6 Tips for Finding a Good Bankruptcy Attorney

Bankruptcy Attorney Filing for bankruptcy can be a complicated and stressful process, and if you make certain bankruptcy blunders, you have a high chance of having your case rejected by the court. So it's usually in your best interest to work with an experienced bankruptcy attorney who can explain to you the basics about Chapter 7 or Chapter 13 bankruptcy.

Good bankruptcy attorneys can advise you about all the necessary documentation and paperwork you need to support your case, they know local court rules and procedures, and they can answer any critical questions you may have about the process along the way.

But since bankruptcy lawyers don't come cheap, it's important to work with an experienced yet affordable attorney who can really help you work through this process and achieve your goal of getting out of debt. If you're considering filing for bankruptcy protection, use these six tips to find a qualified and experienced bankruptcy attorney:1. Look online for attorneys who specialize in bankruptcy.

Bankruptcy attorneys typically have much more experience in this area than lawyers who specialize in a different area or multiple areas. Review the attorney's website to find out where he or she went to school, how long they've has been practicing in the field of bankruptcy law, and how big or small a support staff/office the individual has.
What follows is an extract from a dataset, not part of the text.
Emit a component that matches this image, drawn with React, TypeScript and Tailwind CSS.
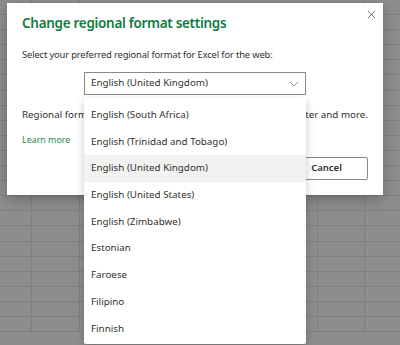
import React from 'react';
import { X, ChevronDown } from 'lucide-react';

const LOCALES = [
  'English (South Africa)',
  'English (Trinidad and Tobago)',
  'English (United Kingdom)',
  'English (United States)',
  'English (Zimbabwe)',
  'Estonian',
  'Faroese',
  'Filipino',
  'Finnish',
];

const SELECTED = 'English (United Kingdom)';

// dimmed spreadsheet behind the modal
const Sheet: React.FC = () => {
  const rows = Array.from({ length: 22 });
  const cols = Array.from({ length: 9 });
  return (
    <div className="h-[345px] w-[400px] overflow-hidden bg-[#8d8d8d]">
      {rows.map((_, r) => (
        <div key={r} className="flex h-[15.1px] border-b border-[#7f7f7f]">
          {cols.map((_, c) => (
            <div
              key={c}
              className={`${c === 0 ? 'w-[32px]' : 'w-[47.6px]'} shrink-0 border-r border-[#7f7f7f]`}
            />
          ))}
        </div>
      ))}
    </div>
  );
};

export default function App() {
  return (
    <div className="relative h-[345px] w-[400px] overflow-hidden font-['Noto_Sans','Open_Sans',sans-serif] text-[#323130]">
      <Sheet />

      {/* Dialog */}
      <div className="absolute left-[7px] top-[3px] flex h-[192px] w-[376px] flex-col bg-white px-[15px] pt-[10px] shadow-[0_4px_12px_rgba(0,0,0,0.25)]">
        <button className="absolute right-[4px] top-[3px] flex h-[16px] w-[16px] items-center justify-center text-[#323130]">
          <X size={13} strokeWidth={1.3} />
        </button>
        <h2 className="text-[13.5px] font-semibold leading-[20px] tracking-[-0.3px] text-[#107c41]">
          Change regional format settings
        </h2>
        <p className="mt-[15px] text-[9.4px] leading-[14px] tracking-[-0.15px]">
          Select your preferred regional format for Excel for the web:
        </p>
        <div className="mt-[10px] flex justify-center">
          <div className="flex h-[23px] w-[222px] items-center justify-between border border-[#8a8886] pl-[6px] pr-[3px] text-[9.8px]">
            <span>{SELECTED}</span>
            <ChevronDown size={16} strokeWidth={1} className="text-[#605e5c]" />
          </div>
        </div>
        <div className="mt-[13px] flex justify-between text-[9.8px] leading-[14px]">
          <span className="min-w-0 flex-1 overflow-hidden whitespace-nowrap">
            Regional format affects dates, numbers, currency, sort,
          </span>
          <span className="whitespace-nowrap">filter and more.</span>
        </div>
        <a className="mt-[12px] text-[8.9px] leading-[12px] text-[#1e8c4e]">Learn more</a>
        <div className="mt-[11px] flex justify-end">
          <button className="h-[23px] w-[83px] rounded-[2px] border border-[#8a8886] bg-white text-center text-[9.5px] font-semibold">
            Cancel
          </button>
        </div>
      </div>

      {/* Open listbox */}
      <ul className="absolute left-[84px] top-[98px] w-[222px] rounded-[2px] bg-white pb-[2px] pt-[4px] shadow-[0_3px_8px_rgba(0,0,0,0.22)]">
        {LOCALES.map((name) => (
          <li
            key={name}
            className={`flex h-[26.7px] items-center pl-[7px] text-[9.8px] ${name === SELECTED ? 'bg-[#f3f2f1]' : ''}`}
          >
            {name}
          </li>
        ))}
      </ul>
    </div>
  );
}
If the person is certified by the American Board of Certification (and most bankruptcy attorneys aren't), that's a big plus because it means the lawyer is a specialist in the field and has proven expertise in bankruptcy law.

2. Weigh the advantages and drawbacks of different types of law firms.

There are various pros and cons to going with an attorney from a large bankruptcy firm vs. someone from a smaller firm. Bigger firms with lots of lawyers may (or may not) charge higher fees, but then again, they may (or may not) have more experienced attorneys who really know their way around your local court system.

Smaller firms may (or may not) provide you with a bit more hand-holding through the process; the flip side is that those attorneys may (or may not) be less experienced. It really all depends on the specific attorney handling your case. Plus, many attorneys rely heavily on paralegals and clerks to assist them.

In either scenario – working with someone from a large or small law firm – it's possible to feel a bit "lost in the shuffle" if the lawyer you select is very over-worked. That's a distinct possibility considering that bankruptcy filings are on the rise. In 2010 alone, 1.5 million Americans declared bankruptcy. Also, the American Bankruptcy Institute predicts bankruptcies will continue to climb in 2011.

3. Contact your state bar association.

From California to Maine, every state has a bar association that lists practicing bankruptcy lawyers in your area. To find the website of your state bar association, simply Google your state name and the words "state bar" or "state bar association." From there, most bar association websites offer lawyer referral services, linking you to lawyers in your city, town or county.

Since state bar associations review complaints about attorneys, some association websites may also reveal whether a lawyer listed in their database has had any disciplinary action taken against them. If you find out about any serious infractions, look elsewhere for a good bankruptcy attorney.

4. Check with your local bankruptcy court.

In some parts of the country, courts may maintain a list of practicing lawyers in your area. To find out if this is true for your area, a simple call to the courts is likely all that's required.

When courts do offer lawyer referrals – not as a recommendation or endorsement of certain attorneys, but more as a convenience to consumers – they typically provide the names and contact information for at least two or three attorneys. At the very least, even if they can't offer referrals, your local court will have a packet of information you can get that specifies court fees and explains the bankruptcy filing process, in case you do it on your own.

5.Determine whether the attorney belongs to the NACBA.

The National Association of Consumer Bankruptcy Attorneys
(NACBA) offers several resources for people deep in debt. Check to see if the attorneys you're considering working with are members of this organization, which is a well-respected consumer bankruptcy organization.

6.Set up appointments with attorneys that offer a free, in-person consultation.

Many experienced bankruptcy attorneys offer free consultations so they can review your situation in detail and determine whether they can help you. You need to feel confident that the attorney is highly experienced, and you should feel comfortable with the person who's going to be representing your interests.

While an initial, over-the-phone conversation can be helpful, once you've honed in on a few prospects, an in-person consultation can help you make the best choice when selecting an attorney. An office visit can show you how organized the firm is, the level of support a lawyer has, and give you a glimpse into the attorney's workload.

If you're among the growing number of U.S. consumers who are on the brink of bankruptcy, doing your homework to research several different lawyers can help you make a more informed decision and find a good bankruptcy attorney.

While filing for bankruptcy protection isn't free – due to court costs you must pay and fees to any lawyer you may hire – bankruptcy can be a way for you to get rid of excessive debts you simply can't afford. And when it's all said and done, you can bounce back from bankruptcy, move past it and recover from your current economic predicament.